2o Le jugement est une faculté transcendantale originale, intermédiaire entre l’entendement et la raison pratique. — Ainsi les jugements du goût ont un principe à priori. Mais, en essayant de donner de ce principe une formule cohérente, Kant se trouva nécessairement conduit à reprendre l’analyse du jugement qu’il avait exposée dans la Critique de ta raison pure. Là, le jugement est présenté comme la fonction de l’entendement. Il consiste à ramener la variété représentée dans une intuition à l’unité objective d’un concept. La doctrine transcendantale du jugement n’est que l’analytique des principes de l’entendement pur[1]. — Et cependant le jugement du goût n’a pour fondement aucun concept de l’objet. Il réclame bien l’accord de la faculté des intuitions, l’imagination, et de la faculté des concepts, l’entendement ; mais il résulte de leur libre jeu, de leur harmonie accidentelle, à propos de la représentation d’un objet particulier ; dans l’expérience en général, telle que la déterminent à priori les concepts de l’entendement, il est lié à une forme singulière et contingente de l’expérience ; enfin, s’il a sa règle à priori, c’est une règle subjective qu’il ne peut tirer de l’entendement. Il faut donc élargir la théorie du jugement. Il faut distinguer le jugement déterminant qui soumet le particulier sous une règle générale donnée, et le jugement réfléchissant, qui trouve le général dans le particulier. Mais, pour s’élever au général, celui-ci doit avoir un principe propre ; ce ne sera pas sans doute un principe de détermination des objets, mais un principe de réflexion sur les objets ; ce ne sera pas une loi pour la nature, mais une loi pour la faculté de juger. Or ce principe original, c’est encore la critique du goût qui le suggère.

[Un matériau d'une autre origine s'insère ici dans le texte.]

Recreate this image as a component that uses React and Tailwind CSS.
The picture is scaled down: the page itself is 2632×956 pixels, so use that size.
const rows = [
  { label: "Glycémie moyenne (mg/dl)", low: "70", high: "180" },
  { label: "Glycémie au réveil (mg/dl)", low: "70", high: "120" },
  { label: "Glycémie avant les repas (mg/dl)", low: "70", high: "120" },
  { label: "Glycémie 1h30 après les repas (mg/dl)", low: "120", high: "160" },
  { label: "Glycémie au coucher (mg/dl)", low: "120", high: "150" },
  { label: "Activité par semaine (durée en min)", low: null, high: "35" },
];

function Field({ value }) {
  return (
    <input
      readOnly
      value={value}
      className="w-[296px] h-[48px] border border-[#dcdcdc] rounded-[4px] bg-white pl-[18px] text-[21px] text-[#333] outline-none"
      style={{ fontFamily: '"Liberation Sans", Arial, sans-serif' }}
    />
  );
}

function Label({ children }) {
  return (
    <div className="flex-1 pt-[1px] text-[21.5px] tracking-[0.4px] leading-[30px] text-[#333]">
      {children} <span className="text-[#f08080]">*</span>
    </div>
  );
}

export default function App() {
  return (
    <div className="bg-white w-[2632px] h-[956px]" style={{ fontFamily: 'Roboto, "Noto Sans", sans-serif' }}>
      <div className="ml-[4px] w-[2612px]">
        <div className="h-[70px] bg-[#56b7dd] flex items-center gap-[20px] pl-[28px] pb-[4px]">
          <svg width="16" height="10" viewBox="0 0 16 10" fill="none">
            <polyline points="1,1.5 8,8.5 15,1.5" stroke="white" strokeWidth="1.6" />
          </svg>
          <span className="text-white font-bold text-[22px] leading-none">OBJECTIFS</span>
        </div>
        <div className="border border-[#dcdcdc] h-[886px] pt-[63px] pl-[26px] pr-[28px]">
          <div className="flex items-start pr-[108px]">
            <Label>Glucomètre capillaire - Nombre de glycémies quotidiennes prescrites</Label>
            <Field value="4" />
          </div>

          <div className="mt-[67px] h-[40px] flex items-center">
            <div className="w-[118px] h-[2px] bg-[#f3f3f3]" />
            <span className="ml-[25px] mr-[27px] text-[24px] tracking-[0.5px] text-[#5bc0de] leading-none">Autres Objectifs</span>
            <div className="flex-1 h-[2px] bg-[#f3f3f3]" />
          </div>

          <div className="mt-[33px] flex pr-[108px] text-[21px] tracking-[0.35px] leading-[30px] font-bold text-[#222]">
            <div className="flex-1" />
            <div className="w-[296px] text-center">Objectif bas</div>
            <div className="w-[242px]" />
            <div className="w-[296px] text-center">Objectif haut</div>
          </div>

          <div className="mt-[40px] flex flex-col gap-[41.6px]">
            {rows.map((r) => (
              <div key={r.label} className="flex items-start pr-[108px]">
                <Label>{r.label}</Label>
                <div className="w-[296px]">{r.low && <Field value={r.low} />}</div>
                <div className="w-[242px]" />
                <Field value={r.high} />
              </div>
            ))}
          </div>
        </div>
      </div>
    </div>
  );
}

L’objet que le goût approuve concorde avec notre faculté de connaître ; il manifeste une finalité de forme, c’est-à-dire « telle que nous ne pouvons en expliquer la possibilité qu’en lui donnant pour principe une causalité agissant d’après des fins[2]. » Généralisons cette remarque. Elle nous conduit à considérer la nature comme une œuvre belle, analogue aux œuvres de l’art humain, expression sensible d’un entendement supérieur qui nous est caché. Sans doute,

  1. Critique de la raison pure, trad. Barni, t. I, p. 194.
  2. Critique du jugement, trad. Barni, p. 94.